State of the European Union Speech – 2020Posted on September 16, 2020
She expressed her thoughts on how the EU is built around the principle of solidarity, as shown during the last health crisis by care professionals at care homes, and doctors and nurses assisting those who were sick. She thanks that frontline healthcare professionals who day and night took risks that, so we did not have to. Europe should lead the way from the current fragility towards a new post-COVID-19 world. She justified that during the pandemic we gave up part of our freedom to ensure the safety of others.
She explained how much the European Commission has achieved during the Covid-19 pandemic with the little competencies they had – fostering the exchange of healthcare professionals and PPEs among the Member States. She expressed that it is time to build a stronger “European Health Union” More concretely, The new EU4Health programme needs to be future proof, that’s why she has proposed more funding to it which she hopes the European Parliament will accept. We need to remedy the cuts made by the European Council. The role of the European Medicines Agency and European Centre for Disease Prevention and Control will also be empowered.
Talking about concrete actions, the European Commission will prioritise creating a new EU Agency on biomedical advances, research and development
We need to empower the role of the European Medicines Agency and of the European Centre for Disease Prevention and Control and continue fostering the strategic stockpiling of pharmaceutical goods and protective personal equipment at the EU level.
Another key topic on her speech was all the benefits that digitalisation has brought to the life of EU citizens, and how it has been essential to ensure the continuity of working during the harder months of confinement. The EU needs to be a leader worldwide. Europe needs to secure the collection of data collection and make it widely accessible – including health data. The EU must also put much more emphasis on artificial intelligence.

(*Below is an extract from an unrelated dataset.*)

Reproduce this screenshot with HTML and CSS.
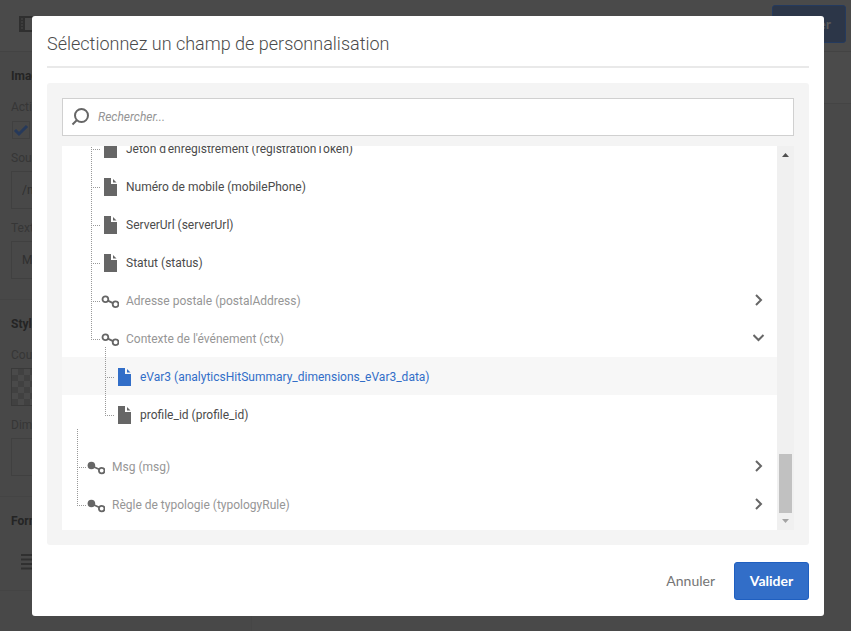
FILE: index.html
```html
<!DOCTYPE html>
<html lang="fr">
<head>
<meta charset="utf-8">
<meta name="viewport" content="width=device-width, initial-scale=1">
<title>Sélectionnez un champ de personnalisation</title>
<link rel="stylesheet" href="styles.css">
</head>
<body>
<svg class="sprite" aria-hidden="true">
  <symbol id="doc" viewBox="0 0 18 18"><path d="M3 0H10V6H16V18H3Z"/><path d="M12 1L15.500 4.500H12Z"/></symbol>
  <symbol id="link" viewBox="0 0 18 18"><g fill="none" stroke="currentColor" stroke-width="1.800"><circle cx="4.400" cy="7.300" r="2.900"/><circle cx="14.600" cy="12.300" r="2.900"/><path d="M6.900 8.600L12 11.100"/></g></symbol>
  <symbol id="link-full" viewBox="0 0 18 18"><circle cx="4.400" cy="7.500" r="3.800"/><g fill="none" stroke="currentColor" stroke-width="1.800"><circle cx="14.700" cy="12.600" r="2.800"/><path d="M6 8.500L12 11.300"/></g></symbol>
  <symbol id="right" viewBox="0 0 12 12"><path d="M3 1L8 6L3 11" fill="none" stroke="currentColor" stroke-width="2"/></symbol>
  <symbol id="down" viewBox="0 0 12 12"><path d="M0.500 3L5.500 8L10.500 3" fill="none" stroke="currentColor" stroke-width="2"/></symbol>
</svg>

<div class="page" inert>
  <header class="bar">
    <svg class="rail" viewBox="0 0 20 16"><path d="M0 0H20V16H0ZM6 2V14H18V2Z" fill-rule="evenodd"/><path class="rail-slots" d="M2 3H4M2 6H4M2 9H4M2 12H4"/></svg>
    <button class="create" type="button">Créer</button>
  </header>
  <div class="body">
    <aside class="side">
      <section>
        <h2>Image</h2>
        <label for="on">Activer</label>
        <span class="check"><input id="on" type="checkbox" checked><svg viewBox="0 0 18 18"><path d="M3 9L7 13L15 5"/></svg></span>
        <label for="src">Source</label>
        <input class="field" id="src" type="text" value="/nl">
        <label for="alt">Texte</label>
        <input class="field" id="alt" type="text" value="Mon">
      </section>
      <section>
        <h2>Style</h2>
        <label for="color">Couleur</label>
        <button class="swatch" id="color" type="button"></button>
        <label for="size">Dimensions</label>
        <input class="field" id="size" type="text">
      </section>
      <section>
        <h2>Format</h2>
        <svg class="lines" viewBox="0 0 20 16"><path d="M0 1H20M0 5.500H20M0 10H20M0 14.500H20"/></svg>
      </section>
    </aside>
    <main class="canvas"><div class="tools"></div></main>
  </div>
</div>

<div class="modal" role="dialog" aria-modal="true" aria-labelledby="title">
  <h1 id="title">Sélectionnez un champ de personnalisation</h1>
  <div class="panel">
    <div class="search">
      <svg viewBox="0 0 20 20"><circle cx="11.500" cy="8.500" r="6.500"/><path d="M7 13L2.500 17.500"/></svg>
      <input type="text" placeholder="Rechercher..." aria-label="Rechercher">
    </div>
    <div class="list">
      <div class="tree">
        <ul class="level two">
          <li><button class="row" type="button"><svg><use href="#doc"/></svg><span>Jeton d'enregistrement (registrationToken)</span></button></li>
          <li><button class="row" type="button"><svg><use href="#doc"/></svg><span>Numéro de mobile (mobilePhone)</span></button></li>
          <li><button class="row" type="button"><svg><use href="#doc"/></svg><span>ServerUrl (serverUrl)</span></button></li>
          <li><button class="row" type="button"><svg><use href="#doc"/></svg><span>Statut (status)</span></button></li>
          <li><button class="row group" type="button"><svg><use href="#link"/></svg><span>Adresse postale (postalAddress)</span><svg class="chev"><use href="#right"/></svg></button></li>
          <li><button class="row group" type="button" aria-expanded="true"><svg><use href="#link"/></svg><span>Contexte de l'événement (ctx)</span><svg class="chev"><use href="#down"/></svg></button>
            <ul class="level three">
              <li><button class="row selected" type="button"><svg><use href="#doc"/></svg><span>eVar3 (analyticsHitSummary_dimensions_eVar3_data)</span></button></li>
              <li><button class="row" type="button"><svg><use href="#doc"/></svg><span>profile_id (profile_id)</span></button></li>
            </ul>
          </li>
        </ul>
        <ul class="level one">
          <li><button class="row group" type="button"><svg><use href="#link-full"/></svg><span>Msg (msg)</span><svg class="chev"><use href="#right"/></svg></button></li>
          <li><button class="row group" type="button"><svg><use href="#link-full"/></svg><span>Règle de typologie (typologyRule)</span><svg class="chev"><use href="#right"/></svg></button></li>
        </ul>
      </div>
      <div class="scroll" aria-hidden="true">
        <svg viewBox="0 0 17 17"><path d="M5 11H12L8.500 7Z"/></svg>
        <div class="thumb"></div>
        <svg class="end" viewBox="0 0 17 17"><path d="M5 6H12L8.500 10Z"/></svg>
      </div>
    </div>
  </div>
  <footer>
    <button class="cancel" type="button">Annuler</button>
    <button class="ok" type="button">Valider</button>
  </footer>
</div>
</body>
</html>
```
FILE: styles.css
```css
* { box-sizing: border-box; }
body, h1, h2, ul { margin: 0; padding: 0; }
body { height: 100vh; overflow: hidden; font: 12px/18px Roboto, "Noto Sans", sans-serif; color: #4b4b4b; background: #494949; }
button, input { font: inherit; color: inherit; }
button { border: 0; background: none; padding: 0; }
ul { list-style: none; }
svg { fill: currentColor; flex: none; display: block; }
.sprite { position: absolute; width: 0; height: 0; }

.page { height: 100%; display: flex; flex-direction: column; color: #2f2f2f; }
.bar { height: 52px; padding: 5px 5px 8px 19px; border-bottom: 1px solid #434343; display: flex; justify-content: space-between; align-items: center; background: #4a4a4a; }
.rail { width: 20px; height: 16px; fill: #2f2f2f; }
.rail-slots { stroke: #4a4a4a; stroke-width: 1; }
.create { width: 74px; height: 38px; padding-right: 14px; text-align: right; border: 1px solid #243a5e; border-radius: 3px; background: #2c3648; color: #5a5a5a; font: 700 14px/18px Lato, sans-serif; }
.body { flex: 1; display: flex; min-height: 0; }
.side { width: 252px; border-right: 1px solid #464646; background: #484848; }
.side section { padding: 15px 11px 20px; border-bottom: 1px solid #444; }
.side h2 { font-size: 12px; line-height: 18px; margin-bottom: 13px; color: #242424; }
.side label { display: block; color: #363636; height: 18px; }
.check { display: block; width: 20px; height: 20px; margin: 5px 0 8px; position: relative; }
.check input { appearance: none; display: block; width: 18px; height: 18px; margin: 0 1px; border: 1px solid #404040; }
.check svg { position: absolute; top: 0; left: 1px; width: 18px; height: 18px; fill: none; stroke: #26395a; stroke-width: 3; }
.field, .swatch { display: block; width: 100%; height: 38px; margin: 4px 0 10px; padding: 0 10px; border: 1px solid #404040; background: none; }
.side section > :last-child { margin-bottom: 0; }
.swatch { border-color: #3a3a3a; background: repeating-conic-gradient(#414141 0 25%, #4a4a4a 0 50%) 0 0 / 12px 12px; }
.lines { width: 20px; height: 16px; margin: 24px 10px 0; fill: none; stroke: #303030; stroke-width: 2; }
.canvas { flex: 1; }
.tools { height: 52px; border-bottom: 1px solid #444; background: #4b4b4b; }

.modal { position: fixed; inset: 16px 27px 15px 32px; padding: 0 15px 16px; display: flex; flex-direction: column; background: #fff; border-radius: 3px; }
h1 { height: 52px; padding-top: 16px; margin-bottom: 15px; border-bottom: 2px solid #e9e9e9; font-size: 18px; line-height: 24px; font-weight: 300; flex: none; }
.panel { flex: 1; min-height: 0; padding: 15px; display: flex; flex-direction: column; gap: 10px; background: #f4f4f4; border-radius: 3px; }
.search { height: 38px; flex: none; display: flex; align-items: center; gap: 8px; padding-left: 7px; border: 1px solid #d0d0d0; background: #fff; }
.search svg { width: 20px; height: 20px; fill: none; stroke: #666; stroke-width: 2; }
.search input { flex: 1; min-width: 0; height: 100%; padding: 0; border: 0; outline: 0; background: none; font-style: italic; }
.search input::placeholder { color: #959595; opacity: 1; }
.list { flex: 1; min-height: 0; display: flex; background: #fff; }
.tree { flex: 1; min-width: 0; overflow: hidden; padding-bottom: 7px; display: flex; flex-direction: column; justify-content: flex-end; gap: 14px; }
.level { flex: none; --indent: 25px; }
.two { --indent: 39px; }
.three { --indent: 53px; }
.level > li { position: relative; }
.level > li::before { content: ""; position: absolute; left: calc(var(--indent) - 10px); top: -18px; width: 8px; height: 38px; border: dotted #999; border-width: 0 0 1px 1px; pointer-events: none; }
.three > li:first-child::before { top: -10px; height: 30px; }
.row { width: 100%; height: 38px; padding: 0 12px 0 var(--indent); display: flex; align-items: center; gap: 7px; text-align: left; white-space: nowrap; }
.row span { flex: 1; padding-top: 1px; }
.row svg { width: 18px; height: 18px; color: #666; margin-top: 2px; }
.row .chev { width: 12px; height: 12px; margin: 0; }
.group { color: #969696; }
.selected, .selected svg { color: #326ec8; }
.selected { background: #f7f7f7; }
.scroll { width: 17px; display: flex; flex-direction: column; background: #f0f0f0; }
.scroll svg { width: 17px; height: 17px; fill: #505050; }
.scroll .end { fill: #a3a3a3; }
.thumb { height: 59px; margin: auto 2px 0; background: #c1c1c1; }
footer { margin-top: 17px; flex: none; display: flex; justify-content: flex-end; gap: 19px; font: 14px/18px Lato, sans-serif; }
.cancel { color: #757575; }
.ok { width: 75px; height: 38px; border: 1px solid #1f5fc0; border-radius: 3px; background: #326ec8; color: #fff; font-weight: 700; }
```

All these topics clearly link to the EFN’s work in the Brussels’ institutional arena, clearly advocating for measures that give more powers to the EU institutions in the realm of healthcare. These are the policies that are needed by the frontline nurse profession. Moreover, the EFN welcomes that many of the measures announced were picked from the recommendations of the Report on Lessons Learned from the Ebola and COVID-19 (accessible here).